Well, just like Sir Stirling’s fine 300 SLR he drove to Mille Miglia glory back in the Fifties, there is no roof, nor are there any side windows. In place of the windscreen up front sit a pair of wind deflectors mere centimetres high to protect the driver and passenger from the car’s airflow. Just like ye olden days.

And, with a supercharged 5.4-litre AMG V8 under that ridiculously long nose yielding a ridiculously high top speed, airflow was very much in abundance.

Why, is it fast?

Did Sir Stirling achieve a Mille victory in 10hrs, 7m 48s? Did he average 155km/h on public roads? Do you need anything more obvious? Yeah, it is very, very fast. That supercharged V8, a cracking engine with a wonderful whine to it, pumped out 650hp, and was capable of 0-100km/h in less than 3.5s. Any way you cut it, that’s quick.
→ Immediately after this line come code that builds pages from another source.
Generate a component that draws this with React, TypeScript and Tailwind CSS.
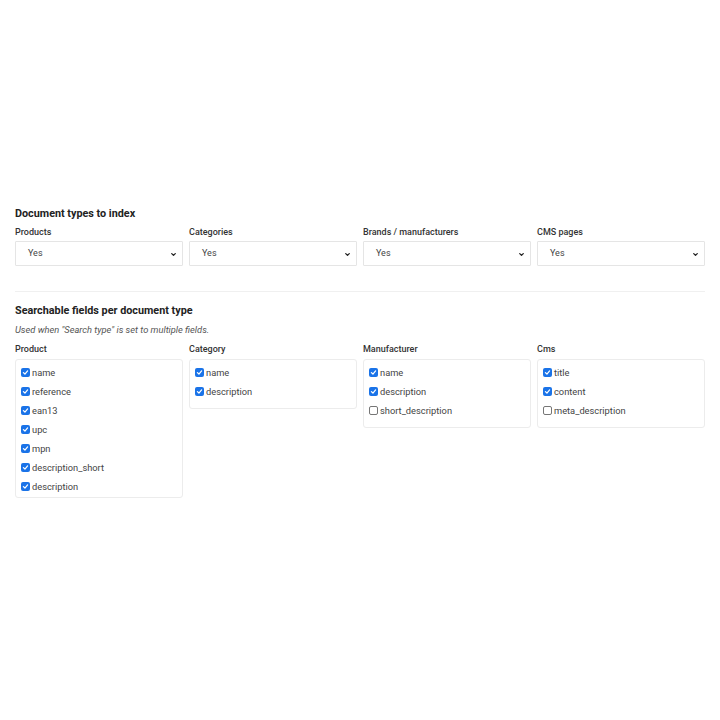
import { ChevronDown } from "lucide-react";

const docTypes = ["Products", "Categories", "Brands / manufacturers", "CMS pages"];

const fieldGroups = [
  {
    label: "Product",
    fields: [
      { name: "name", checked: true },
      { name: "reference", checked: true },
      { name: "ean13", checked: true },
      { name: "upc", checked: true },
      { name: "mpn", checked: true },
      { name: "description_short", checked: true },
      { name: "description", checked: true },
    ],
  },
  {
    label: "Category",
    fields: [
      { name: "name", checked: true },
      { name: "description", checked: true },
    ],
  },
  {
    label: "Manufacturer",
    fields: [
      { name: "name", checked: true },
      { name: "description", checked: true },
      { name: "short_description", checked: false },
    ],
  },
  {
    label: "Cms",
    fields: [
      { name: "title", checked: true },
      { name: "content", checked: true },
      { name: "meta_description", checked: false },
    ],
  },
];

function Checkbox({ checked }: { checked: boolean }) {
  if (!checked) {
    return <span className="w-[9px] h-[9px] rounded-[2px] border border-[#767676] bg-white shrink-0" />;
  }
  return (
    <span className="w-[9px] h-[9px] rounded-[2px] bg-[#1a73e8] shrink-0 flex items-center justify-center">
      <svg viewBox="0 0 10 10" className="w-[7px] h-[7px]">
        <path d="M2 5.2 L4.2 7.2 L8 2.8" fill="none" stroke="white" strokeWidth="1.8" strokeLinecap="round" strokeLinejoin="round" />
      </svg>
    </span>
  );
}

export default function App() {
  return (
    <div className="min-h-screen bg-white px-[15px] pt-[207px] font-['Roboto',sans-serif] text-[#333]">
      <h2 className="text-[10.8px] leading-[14px] font-bold text-[#222]">Document types to index</h2>

      <div className="grid grid-cols-4 gap-x-[6px] mt-[5px]">
        {docTypes.map((label) => (
          <div key={label}>
            <div className="text-[9px] leading-[12px] font-medium text-[#333]">{label}</div>
            <div className="relative mt-[3px] h-[25px] border border-[#e5e5e5] rounded-[1px] flex items-center pl-[12px] text-[9px] text-[#444]">
              Yes
              <ChevronDown className="absolute right-[5px] top-[9px] w-[7px] h-[7px] text-[#222]" strokeWidth={4.5} />
            </div>
          </div>
        ))}
      </div>

      <div className="mt-[25px] border-t border-[#f0f0f0]" />

      <h2 className="mt-[12px] text-[10.8px] leading-[14px] font-bold text-[#222]">Searchable fields per document type</h2>
      <p className="mt-[6px] text-[9.3px] leading-[12px] italic text-[#555]">
        Used when "Search type" is set to multiple fields.
      </p>

      <div className="grid grid-cols-4 gap-x-[6px] mt-[7px] items-start">
        {fieldGroups.map((group) => (
          <div key={group.label}>
            <div className="text-[9px] leading-[12px] font-medium text-[#333]">{group.label}</div>
            <div className="mt-[4px] border border-[#ececec] rounded-[3px] pt-[3px] pb-[7px] px-[5px] max-h-[139px] overflow-hidden">
              {group.fields.map((f) => (
                <label key={f.name} className="flex items-center gap-[2px] h-[19px] text-[9.3px] text-[#444]">
                  <Checkbox checked={f.checked} />
                  <span>{f.name}</span>
                </label>
              ))}
            </div>
          </div>
        ))}
      </div>
    </div>
  );
}
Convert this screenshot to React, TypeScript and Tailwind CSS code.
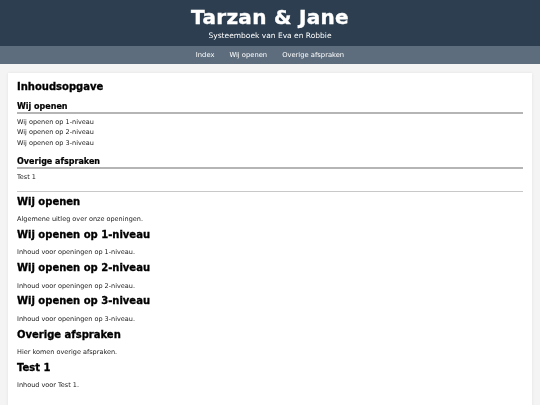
export default function App() {
  const toc = [
    { title: "Wij openen", items: ["Wij openen op 1-niveau", "Wij openen op 2-niveau", "Wij openen op 3-niveau"] },
    { title: "Overige afspraken", items: ["Test 1"] },
  ];
  const sections = [
    { title: "Wij openen", body: "Algemene uitleg over onze openingen." },
    { title: "Wij openen op 1-niveau", body: "Inhoud voor openingen op 1-niveau." },
    { title: "Wij openen op 2-niveau", body: "Inhoud voor openingen op 2-niveau." },
    { title: "Wij openen op 3-niveau", body: "Inhoud voor openingen op 3-niveau." },
    { title: "Overige afspraken", body: "Hier komen overige afspraken." },
    { title: "Test 1", body: "Inhoud voor Test 1." },
  ];

  return (
    <div className="min-h-screen bg-[#f4f4f4] text-[#1a1a1a]" style={{ fontFamily: "'DejaVu Sans', Verdana, sans-serif" }}>
      <header className="bg-[#2c3e50] text-white text-center h-[46px] pt-[5px]">
        <h1 className="text-[20px] font-bold leading-[24px] tracking-[0.3px] grayscale [-webkit-text-stroke:0.4px_white]">
          Tarzan &amp; Jane
        </h1>
        <p className="text-[7.5px] leading-[10px] mt-[2px] grayscale">Systeemboek van Eva en Robbie</p>
      </header>
      <nav className="bg-[#5d6d7e] h-[18px] flex justify-center items-center gap-[15px] text-white text-[6.75px]">
        <a className="grayscale">Index</a>
        <a className="grayscale">Wij openen</a>
        <a className="grayscale">Overige afspraken</a>
      </nav>

      <main className="mx-[8px] mt-[9px] bg-white px-[9px] pt-[6.5px] pb-[24px] shadow-[0_0_3px_rgba(0,0,0,0.08)] grayscale">
        <h2 className="text-[10px] font-bold text-black leading-[14px] mb-[8.5px] [-webkit-text-stroke:0.3px_black]">
          Inhoudsopgave
        </h2>
        {toc.map((g) => (
          <div key={g.title} className="mb-[9px]">
            <h3 className="text-[8px] font-bold text-black leading-[10px] border-b-2 border-[#b5b5b5] mb-[2.5px] [-webkit-text-stroke:0.2px_black]">
              {g.title}
            </h3>
            {g.items.map((i) => (
              <p key={i} className="text-[6.5px] leading-[10.5px]">{i}</p>
            ))}
          </div>
        ))}
        <hr className="border-0 border-t border-[#c8c8c8] mb-[2.5px]" />

        {sections.map((s) => (
          <section key={s.title}>
            <h2 className="text-[10px] font-bold text-black leading-[14px] mb-[5.5px] [-webkit-text-stroke:0.3px_black]">
              {s.title}
            </h2>
            <p className="text-[6.5px] leading-[10px] mb-[3.8px]">{s.body}</p>
          </section>
        ))}
      </main>
    </div>
  );
}
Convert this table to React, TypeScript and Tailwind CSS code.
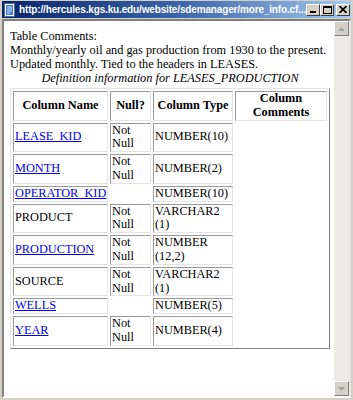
import React from "react";

const rows = [
  { name: "LEASE_KID", link: true, nul: ["Not", "Null"], type: ["NUMBER(10)"] },
  { name: "MONTH", link: true, nul: ["Not", "Null"], type: ["NUMBER(2)"] },
  { name: "OPERATOR_KID", link: true, nul: [], type: ["NUMBER(10)"] },
  { name: "PRODUCT", link: false, nul: ["Not", "Null"], type: ["VARCHAR2", "(1)"] },
  { name: "PRODUCTION", link: true, nul: ["Not", "Null"], type: ["NUMBER", "(12,2)"] },
  { name: "SOURCE", link: false, nul: ["Not", "Null"], type: ["VARCHAR2", "(1)"] },
  { name: "WELLS", link: true, nul: [], type: ["NUMBER(5)"] },
  { name: "YEAR", link: true, nul: ["Not", "Null"], type: ["NUMBER(4)"] },
];

const cell =
  "border border-t-[#9a9a9a] border-l-[#9a9a9a] border-b-[#e4e4e4] border-r-[#e4e4e4] px-[1px] align-middle";

const Lines = ({ lines }: { lines: string[] }) => (
  <>
    {lines.map((l, i) => (
      <React.Fragment key={l}>
        {i > 0 && <br />}
        {l}
      </React.Fragment>
    ))}
  </>
);

const WinButton = ({ children, className = "" }: { children: React.ReactNode; className?: string }) => (
  <div
    className={`flex h-[12px] w-[14px] items-center justify-center border border-t-white border-l-white border-b-[#404040] border-r-[#404040] bg-[#d4d0c8] ${className}`}
  >
    {children}
  </div>
);

const ScrollButton = ({ up }: { up?: boolean }) => (
  <div className="flex h-[15px] items-center justify-center border border-t-white border-l-white border-b-[#808080] border-r-[#808080] bg-[#d4d0c8]">
    <svg width="7" height="4" viewBox="0 0 7 4">
      <path d={up ? "M3.5 0 L7 4 L0 4 Z" : "M0 0 L7 0 L3.5 4 Z"} fill="#a0a0a0" />
    </svg>
  </div>
);

export default function App() {
  return (
    <div className="flex h-[400px] w-[353px] flex-col bg-[#d4d0c8] px-[2px] pb-[2px] pt-[1px] font-['Liberation_Serif',serif] text-black">
      {/* title bar */}
      <div className="flex h-[17px] shrink-0 items-center bg-linear-to-r from-[#0a246a] via-[#3a64a8] to-[#a6caf0] pl-[1px] pr-[1px]">
        <svg width="14" height="14" viewBox="0 0 14 14" className="shrink-0">
          <rect x="1.5" y="0.5" width="10" height="13" fill="#fff" stroke="#4a6a9a" />
          <rect x="3" y="2" width="7" height="10" fill="#3f7fd8" />
          <path d="M4 4 h5 M4 6 h5 M4 8 h5 M4 10 h3" stroke="#cfe2ff" strokeWidth="1" />
        </svg>
        <span className="ml-[2px] min-w-0 flex-1 whitespace-nowrap font-['Liberation_Sans',sans-serif] text-[10px] font-bold leading-[17px] tracking-[-0.15px] text-white">
          http://hercules.kgs.ku.edu/website/sdemanager/more_info.cf...
        </span>
        <div className="flex shrink-0 items-center">
          <WinButton>
            <div className="mt-[5px] h-[2px] w-[6px] bg-black" />
          </WinButton>
          <WinButton>
            <div className="h-[8px] w-[9px] border border-t-2 border-black" />
          </WinButton>
          <WinButton className="ml-[2px]">
            <svg width="8" height="7" viewBox="0 0 8 7">
              <path d="M0.5 0 L7.5 7 M7.5 0 L0.5 7" stroke="#000" strokeWidth="1.6" />
            </svg>
          </WinButton>
        </div>
      </div>

      {/* client area */}
      <div className="mt-[1px] flex min-h-0 flex-1 border-2 border-t-[#808080] border-l-[#808080] border-b-white border-r-[#e8e6e0]">
        <div className="min-w-0 flex-1 bg-white pl-[6px] pt-[8px] text-[12.3px] leading-[14px]">
          <div>
            Table Comments:
            <br />
            Monthly/yearly oil and gas production from 1930 to the present.
            <br />
            Updated monthly. Tied to the headers in LEASES.
          </div>
          <table className="w-[320px] table-fixed border-separate border-spacing-[2px] border border-t-[#e4e4e4] border-l-[#e4e4e4] border-b-[#808080] border-r-[#808080] text-[12.3px] leading-[13.8px]">
            <caption className="pb-[3px] leading-[14px] italic">Definition information for LEASES_PRODUCTION</caption>
            <colgroup>
              <col className="w-[95px]" />
              <col className="w-[41px]" />
              <col className="w-[80px]" />
              <col />
            </colgroup>
            <thead>
              <tr>
                <th className={`${cell} font-bold`}>Column Name</th>
                <th className={`${cell} font-bold`}>Null?</th>
                <th className={`${cell} font-bold`}>Column Type</th>
                <th className={`${cell} font-bold`}>
                  Column
                  <br />
                  Comments
                </th>
              </tr>
            </thead>
            <tbody>
              {rows.map((r) => (
                <tr key={r.name}>
                  <td className={cell}>
                    {r.link ? <a className="text-[#0000ee] underline">{r.name}</a> : r.name}
                  </td>
                  <td className={r.nul.length ? cell : "align-middle"}>
                    <Lines lines={r.nul} />
                  </td>
                  <td className={cell}>
                    <Lines lines={r.type} />
                  </td>
                  <td />
                </tr>
              ))}
            </tbody>
          </table>
        </div>

        {/* disabled scrollbar */}
        <div className="flex w-[15px] shrink-0 flex-col bg-[#ecebe6]">
          <ScrollButton up />
          <div className="flex-1" />
          <ScrollButton />
        </div>
      </div>
    </div>
  );
}
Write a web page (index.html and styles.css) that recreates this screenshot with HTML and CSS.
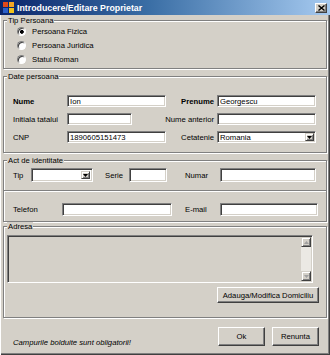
FILE: index.html
```html
<!DOCTYPE html>
<html>
<head>
<meta charset="utf-8">
<title>Introducere/Editare Proprietar</title>
<link rel="stylesheet" href="styles.css">
</head>
<body>
<div class="window">
  <div class="titlebar">
    <svg class="app-icon" width="11" height="11" viewBox="0 0 11 11">
      <rect x="0" y="0" width="5" height="5" fill="#e2491b"/>
      <rect x="6" y="0" width="5" height="5" fill="#f4a623"/>
      <rect x="0" y="6" width="5" height="5" fill="#2c5fc8"/>
      <rect x="6" y="6" width="5" height="5" fill="#f1c21c"/>
    </svg>
    <span class="title">Introducere/Editare Proprietar</span>
    <span class="close-btn"><svg width="7" height="6" viewBox="0 0 7 6"><path d="M0.5 0.5L6.5 5.5M6.5 0.5L0.5 5.5" stroke="#000" stroke-width="1.4"/></svg></span>
  </div>
  <div class="body">
    <div class="group">
      <div class="legend">Tip Persoana</div>
      <div class="radios">
        <div class="radio"><span class="radio-dot checked"></span>Persoana Fizica</div>
        <div class="radio"><span class="radio-dot"></span>Persoana Juridica</div>
        <div class="radio"><span class="radio-dot"></span>Statul Roman</div>
      </div>
    </div>

    <div class="group group-gap">
      <div class="legend">Date persoana</div>
      <div class="grid">
        <span class="lbl lbl-b">Nume</span>
        <input class="tb w99" type="text" value="Ion">
        <span class="lbl lbl-r lbl-b">Prenume</span>
        <input class="tb w99" type="text" value="Georgescu">

        <span class="lbl">Initiala tatalui</span>
        <input class="tb w65" type="text" value="">
        <span class="lbl lbl-r">Nume anterior</span>
        <input class="tb w99" type="text" value="">

        <span class="lbl">CNP</span>
        <input class="tb w99" type="text" value="1890605151473">
        <span class="lbl lbl-r">Cetatenie</span>
        <div class="combo combo-sm w99"><span class="combo-text">Romania</span><span class="combo-btn"><svg width="5" height="3" viewBox="0 0 5 3"><path d="M0 0H5L2.5 3Z" fill="#000"/></svg></span></div>
      </div>
    </div>

    <div class="group group-gap">
      <div class="legend">Act de identitate</div>
      <div class="row act-row1">
        <span class="lbl l-tip">Tip</span>
        <div class="combo combo-tip"><span class="combo-text"></span><span class="combo-btn"><svg width="5" height="3" viewBox="0 0 5 3"><path d="M0 0H5L2.5 3Z" fill="#000"/></svg></span></div>
        <span class="lbl l-serie">Serie</span>
        <input class="tb tb-serie" type="text" value="">
        <span class="lbl l-numar">Numar</span>
        <input class="tb tb-numar" type="text" value="">
      </div>
      <div class="sep"></div>
      <div class="row act-row2">
        <span class="lbl l-tel">Telefon</span>
        <input class="tb tb-tel" type="text" value="">
        <span class="lbl l-mail">E-mail</span>
        <input class="tb tb-mail" type="text" value="">
      </div>
    </div>

    <div class="group group-addr">
      <div class="legend">Adresa</div>
      <div class="textarea">
        <div class="ta-content"></div>
        <div class="scrollbar">
          <span class="sb-btn"><svg width="5" height="3" viewBox="0 0 5 3"><path d="M0 3H5L2.5 0Z" fill="#a0a0a0"/></svg></span>
          <span class="sb-track"></span>
          <span class="sb-btn"><svg width="5" height="3" viewBox="0 0 5 3"><path d="M0 0H5L2.5 3Z" fill="#a0a0a0"/></svg></span>
        </div>
      </div>
      <div class="addr-actions">
        <button class="btn btn-addr" type="button">Adauga/Modifica Domiciliu</button>
      </div>
    </div>

    <div class="footer">
      <span class="note">Campurile bolduite sunt obligatorii!</span>
      <button class="btn btn-ok" type="button">Ok</button>
      <button class="btn btn-cancel" type="button">Renunta</button>
    </div>
  </div>
</div>
</body>
</html>
```

FILE: styles.css
```css
* { box-sizing: border-box; }

html, body {
  margin: 0;
  padding: 0;
}

body {
  background: #d4d0c8;
  font-family: "Liberation Sans", Arial, sans-serif;
  font-size: 7.7px;
  color: #000;
}

.window {
  width: 330px;
  height: 355px;
  background: #d4d0c8;
  display: flex;
  flex-direction: column;
  overflow: hidden;
  box-shadow: inset 1px 0 #ffffff, inset -1px -1px #404040, inset -2px -2px #808080;
}

/* Title bar */
.titlebar {
  flex: none;
  height: 15px;
  display: flex;
  align-items: center;
  padding: 0 3px;
  background: linear-gradient(to right, #0a246a 0%, #3a6ea5 45%, #a6caf0 100%);
  color: #fff;
  font-weight: bold;
  font-size: 8.8px;
}

.app-icon {
  flex: none;
  margin-right: 3px;
}

.title {
  flex: 1;
  white-space: nowrap;
}

.close-btn {
  flex: none;
  width: 12px;
  height: 10px;
  display: flex;
  align-items: center;
  justify-content: center;
  background: #d4d0c8;
  border: 1px solid;
  border-color: #ffffff #404040 #404040 #ffffff;
  box-shadow: inset -1px -1px #808080;
}

/* Body */
.body {
  flex: 1;
  display: flex;
  flex-direction: column;
  padding: 5px 3px 0 3px;
}

.group {
  border: 1px solid #808080;
  box-shadow: inset 1px 1px #ffffff, 1px 1px #ffffff;
}

.group-gap { margin-top: 7px; }
.group-addr { margin-top: 4px; }

.legend {
  display: table;
  margin: -5px 0 0 3px;
  padding: 0 1px;
  height: 9px;
  line-height: 9px;
  background: #d4d0c8;
  white-space: nowrap;
}

/* Radios */
.radios {
  margin-top: -1px;
  padding-bottom: 2px;
}

.radio {
  height: 14px;
  display: flex;
  align-items: center;
  padding-left: 13px;
}

.radio-dot {
  flex: none;
  width: 9px;
  height: 9px;
  margin-right: 6px;
  border-radius: 50%;
  background: #fff;
  border: 1px solid;
  border-color: #808080 #ffffff #ffffff #808080;
  box-shadow: inset 1px 1px #404040;
}

.radio-dot.checked {
  background: radial-gradient(circle at 55% 55%, #000 0 1.6px, #fff 2.2px);
}

/* Date persoana grid */
.grid {
  margin-top: 14px;
  padding: 0 0 9px 9px;
  display: grid;
  grid-template-columns: 54px 99px 51px 99px;
  grid-auto-rows: 12px;
  row-gap: 6px;
  align-items: center;
}

.lbl {
  white-space: nowrap;
  line-height: 9px;
}

.lbl-b { font-weight: bold; }

.lbl-r {
  display: flex;
  justify-content: flex-end;
  padding-right: 3px;
}

.tb {
  display: block;
  height: 12px;
  margin: 0;
  padding: 0 2px;
  font: inherit;
  color: #000;
  background: #fff;
  border: 1px solid;
  border-color: #808080 #ffffff #ffffff #808080;
  box-shadow: inset 1px 1px #404040, inset -1px -1px #d4d0c8;
  outline: none;
}

.w99 { width: 99px; }
.w65 { width: 65px; }

/* Combo box */
.combo {
  display: flex;
  height: 14px;
  padding: 2px;
  background: #fff;
  border: 1px solid;
  border-color: #808080 #ffffff #ffffff #808080;
  box-shadow: inset 1px 1px #404040, inset -1px -1px #d4d0c8;
}

.combo-sm { height: 12px; padding: 1px 1px 1px 2px; }

.combo-text {
  flex: 1;
  display: flex;
  align-items: center;
  white-space: nowrap;
}

.combo-btn {
  flex: none;
  width: 9px;
  display: flex;
  align-items: center;
  justify-content: center;
  background: #d4d0c8;
  border: 1px solid;
  border-color: #d4d0c8 #404040 #404040 #d4d0c8;
  box-shadow: inset 1px 1px #ffffff, inset -1px -1px #808080;
}

/* Act de identitate rows */
.row {
  display: flex;
  align-items: center;
  padding-left: 9px;
}

.act-row1 {
  height: 14px;
  margin-top: 3px;
}

.act-row1 .tb { height: 14px; }

.l-tip { width: 18px; flex: none; }
.combo-tip { width: 62px; flex: none; }
.l-serie { width: 24px; margin-left: 12px; flex: none; }
.tb-serie { width: 38px; flex: none; }
.l-numar { width: 35px; margin-left: 18px; flex: none; }
.tb-numar { width: 96px; flex: none; }

.sep {
  margin-top: 8px;
  height: 2px;
  border-top: 1px solid #808080;
  border-bottom: 1px solid #ffffff;
}

.act-row2 {
  height: 13px;
  margin-top: 11px;
  margin-bottom: 5px;
}

.act-row2 .tb { height: 13px; }

.l-tel { width: 49px; flex: none; }
.tb-tel { width: 110px; flex: none; }
.l-mail { width: 35px; margin-left: 13px; flex: none; }
.tb-mail { width: 98px; flex: none; }

/* Adresa */
.textarea {
  display: flex;
  width: 306px;
  height: 48px;
  margin: 4px 0 0 3px;
  background: #d4d0c8;
  border: 1px solid;
  border-color: #808080 #ffffff #ffffff #808080;
  box-shadow: inset 1px 1px #404040, inset -1px -1px #d4d0c8;
  padding: 1px;
}

.ta-content { flex: 1; }

.scrollbar {
  flex: none;
  width: 10px;
  display: flex;
  flex-direction: column;
}

.sb-btn {
  flex: none;
  height: 10px;
  display: flex;
  align-items: center;
  justify-content: center;
  background: #d4d0c8;
  border: 1px solid;
  border-color: #d4d0c8 #404040 #404040 #d4d0c8;
  box-shadow: inset 1px 1px #ffffff, inset -1px -1px #808080;
}

.sb-track {
  flex: 1;
  background: #ebe9e4;
}

.addr-actions {
  display: flex;
  justify-content: flex-end;
  margin: 4px 7px 0 0;
  padding-bottom: 14px;
}

/* Buttons */
.btn {
  margin: 0;
  padding: 0;
  font: inherit;
  color: #000;
  background: #d4d0c8;
  border: 1px solid;
  border-color: #ffffff #404040 #404040 #ffffff;
  box-shadow: inset -1px -1px #808080;
  white-space: nowrap;
}

.btn-addr {
  width: 102px;
  height: 16px;
}

/* Footer */
.footer {
  flex: 1;
  display: flex;
  align-items: flex-start;
  padding: 9px 8px 0 10px;
}

.note {
  flex: 1;
  margin-top: 11px;
  font-style: italic;
  line-height: 9px;
  white-space: nowrap;
}

.btn-ok,
.btn-cancel {
  flex: none;
  width: 47px;
  height: 19px;
}

.btn-cancel { margin-left: 7px; }
```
And Mercedes reckoned on a top speed of 350km/h, which makes it one of the world’s very fastest roofless things. At the time it was indeed the very fastest roofless thing.

That’s nice. What else?

The entire body was made of lightweight carbonfibre – now a prerequisite in the hypercar stakes – and shaped in honour of Merc’s wonderful Fifties race cars. That ‘arrow-shaped’ nose, a muscled-up rear, scoops, vents and the application of side-exit exhausts.

There are a pair of scoops behind both driver and passenger which double up as rollover hoops, and the side skirts on the SLR Moss are high – just like it was back in the day – necessitating “folding swing-wing doors” that open forwards. We suspect the designers may have deliberately done this, not in homage to the 300 SLR, but because upwards opening doors are just cooler and better.

Is it good to drive?

Only 75 people will ever know, because only 75 of these exist. We… we are not in those 75. We know there was lots of aero magic applied to the SLR Moss – a closed underbody, large rear diffuser, lots of downforce, an airbrake – that Mercedes reckons allows for “extremely safe handling”. Remember though, this be no track fiend, just a high performance speed machine.

Must be luxurious, then?

Nope. It was stripped down to the barest of essentials. However, Mercedes being Mercedes, there are such fripperies as ‘steering wheel’, ‘pedals’, ‘seats’, and lots of carbonfibre, aluminium and leather. There’s an aluminium plate with Sir Stirling’s engraved signature, situated around the gearshift. Nice.

Did it mean anything other than a special edition?

Yep. This car signalled the end of the McMerc SLR. The car that followed it was a pure AMG creation – the SLS. The ‘regular’ SLRs ended in May 2009, The SLR Moss kicked off production the following month, and was only built until December 2009. At the time, it cost €750,000.

“The SLR Stirling Moss unites the character of the SLR models with the fascination of the SLR of 1955,” said Mercedes.

Indeed, the 300 SLR was “driven by the stars of the time: Juan Manuel Fangio and Karl Kling.

“And, first and foremost, by the British racing driver Stirling Moss.”